Twist puts in his first appearance behind the drum as part of Dada, John Taylor on lead guitar, with the bass rumbling Birmingham OK recorded on a portable cassette machine live at the Crown in Hill St in 1978, reappearing on the next track as part of The Prefects, another live recording from Oct 28 at the Festival Suite, The Bristol Road Leads to Dachau sprawling over almost ten minutes and written and sung by Rob Lloyd who went on to form The Nightingales (the only band here still making music today) along with fellow members Joe Crow and Eamon Duffy, showcased on  1980 Vindaloo  track Idiot Strength. Crow also has his own solo contribution playing everything on The Final Touch, a hint of Bowie recorded in Mark Rowson’s front room in Moseley

Another ubiquitous name of the period was Dave Kusworth, his first credit here being as guitarist with TV Eye alongside Eamon Duffy on bass, Paul Adams on guitar and drummer Goff with Andy Wicketts on vocals for the almost poppy Stevie’s Radio Station. Kusworth and Adams were of course   members of The Hawks, the cult outfit fronted by Stephen Duffy and again with Twist on drums, their track Big Store recorded in Bob Lamb’s bedroom. The last of the tracks to feature Twist’s drums as well as Kusworth’s guitar  comes from the rather more obscure The Bible Belt whose brief A Fistful Of Seeds, fronted by Jeremy Thirby, has more in common with late 60s Nuggets style psychedelia garage.

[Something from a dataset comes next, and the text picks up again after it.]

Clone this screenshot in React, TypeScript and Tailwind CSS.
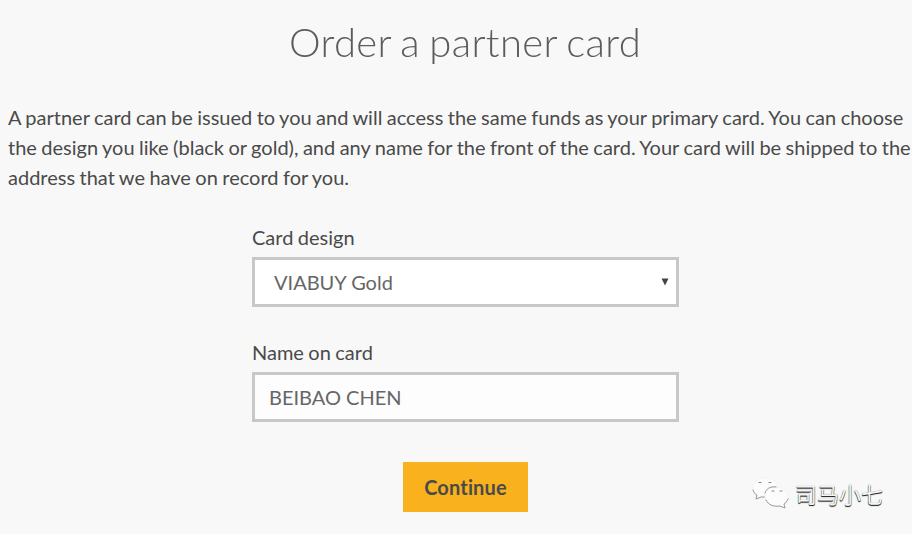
import { useState } from "react";

export default function App() {
  const [design, setDesign] = useState("gold");
  const [name, setName] = useState("BEIBAO CHEN");

  return (
    <div className="relative h-[534px] w-[912px] overflow-hidden bg-[#f8f8f8] pl-2 font-['Lato',sans-serif] text-[20px] leading-[30px] text-[#4a4a4a] [font-variant-ligatures:none] [word-spacing:-0.68px]">
      <h1 className="w-[914px] pt-[17px] text-center text-[40px] font-extralight leading-[50px] tracking-[0.35px] text-[#5c5c5c] will-change-transform [font-family:'Lato_Light','Lato',sans-serif] [word-spacing:-2px]">
        Order a partner card
      </h1>

      <p className="mt-[35px] w-[908px]">
        A partner card can be issued to you and will access the same funds as your primary card. You can choose
        the design you like (black or gold), and any name for the front of the card. Your card will be shipped to the
        address that we have on record for you.
      </p>

      <form
        className="ml-[244px] mt-[30px] flex w-[427px] flex-col"
        onSubmit={(event) => event.preventDefault()}
      >
        <label htmlFor="design">Card design</label>
        <div className="relative mt-[5px]">
          <select
            id="design"
            className="block h-[50px] w-full appearance-none border-[3px] border-[#c8c8c8] bg-white px-[19px] text-[#666] outline-none"
            value={design}
            onChange={(event) => setDesign(event.target.value)}
          >
            <option value="gold">VIABUY Gold</option>
            <option value="black">VIABUY Black</option>
          </select>
          <SelectArrow />
        </div>

        <label htmlFor="name" className="mt-[30px]">
          Name on card
        </label>
        <input
          id="name"
          type="text"
          className="mt-[5px] h-[50px] w-full border-[3px] border-[#c8c8c8] bg-[#fdfdfd] px-[14px] text-[#666] outline-none"
          value={name}
          onChange={(event) => setName(event.target.value)}
        />

        <button
          type="submit"
          className="mt-[40px] h-[50px] w-[125px] self-center bg-[#f9b21d] font-bold tracking-[0.15px] text-[#4a4a4a]"
        >
          Continue
        </button>
      </form>

      <Watermark />
    </div>
  );
}

function SelectArrow() {
  return (
    <svg
      className="pointer-events-none absolute right-[10px] top-[21px] h-[8px] w-[8px]"
      viewBox="0 0 8 8"
      fill="#444"
    >
      <path d="M0.5 0.5h7L4 7.5z" />
    </svg>
  );
}

function Watermark() {
  return (
    <div className="absolute left-[751px] top-[473px] flex items-center">
      <svg className="mt-[3px] h-[36px] w-[40px]" viewBox="0 0 40 36" fill="none" strokeLinecap="round">
        <path
          d="M2 12c0-6 5-10 12-10s12 3 13 8c-8 0-14 4-14 11l-3 0-5 3 1-5c-3-2-4-4-4-7z"
          fill="#fcfcfc"
          stroke="#efefef"
          strokeWidth="0.7"
        />
        <path d="M2 14c1 3 2 4 4 5l-1 4 5-2h4" stroke="#999" strokeWidth="1" />
        <path
          d="M14 20c0-6 5-9 11-9s12 4 12 10c0 3-2 5-4 7l1 4-5-2c-8 2-15-3-15-10z"
          fill="#fcfcfc"
          stroke="#efefef"
          strokeWidth="0.7"
        />
        <path d="M14 17c1-4 5-7 11-6M15 24c2 5 8 7 14 6l5 2-1-4c2-1 3-3 4-5" stroke="#999" strokeWidth="1" />
        <path d="M8 6.500h2M18 6.500h2M21 15h2M29 15h2" stroke="#888" strokeWidth="1.200" />
      </svg>
      <span className="ml-[4px] font-['Noto_Sans_CJK_SC',sans-serif] text-[22px] leading-[30px] text-[#f4f4f4] [text-shadow:0_1px_1px_#222,0_1px_0_#777,0_0_1px_#888]">
        司马小七
      </span>
    </div>
  );
}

Two more familiar names will be The Denizens, fronted by Andy Downer, and The Nervous Kind  featuring the  Comaskey brothers Owen and Paul on vocals and drums respectively, the former represented by the marching beat Ammonia Subway and the latter with  Five To Monday which spookily presaged the sound of The Smiths.

Moving on and further less well-known names join the line-up with Cult Figures and the almost protoglam bass chug of I Remember, the slightly X-Ray Spex-like Fast Relief with Lindy Short on vocals and sax, the Public Image conjuring Vision Collision with Cara Tivey on keys, and the aptly named Dance, which featured subsequent  Fashion bassist Martin Recci, with the handclappy driving Revolve Around You which surely has a touch of The Stooges to its DNA. The real find though is Lowdown International whose vaguely keyboards stabbing motorik Batteries Not Included features no other than football pundit,  writer and BBC and BrumRadio presenter Adrian Goldberg doing his best John Lydon.


The collections rounded off with two final well-known names, The Pinkies with Jayne Morris on vocals and both her and Lindy Shortt on sax for Open Commune and, of course, The Au Pairs, their distinctive sound captured in Love Song. 

Following on the heels of the recent anthology by The Hawks this is another highly welcome celebration of the city’s alternative music scene and serves as a prelude to the June release of On Record, a concept album billed as ‘a sonic love letter to Birmingham’   commissioned by Birmingham Music Archive to be released free for the Birmingham 2022 Festival and, alongside a new track from UB40, featuring a wealth of the city’s rising musical talent, including Bambi Bains, Cherry Pickles, Dapz on the Map, SANITY, and Tj Rehmi, and spanning Afrobeat, neo-soul, trip-hop, Asian electronica, folk, garage rock, jazz, reggae, RnB, Hip-Hop and UK rap.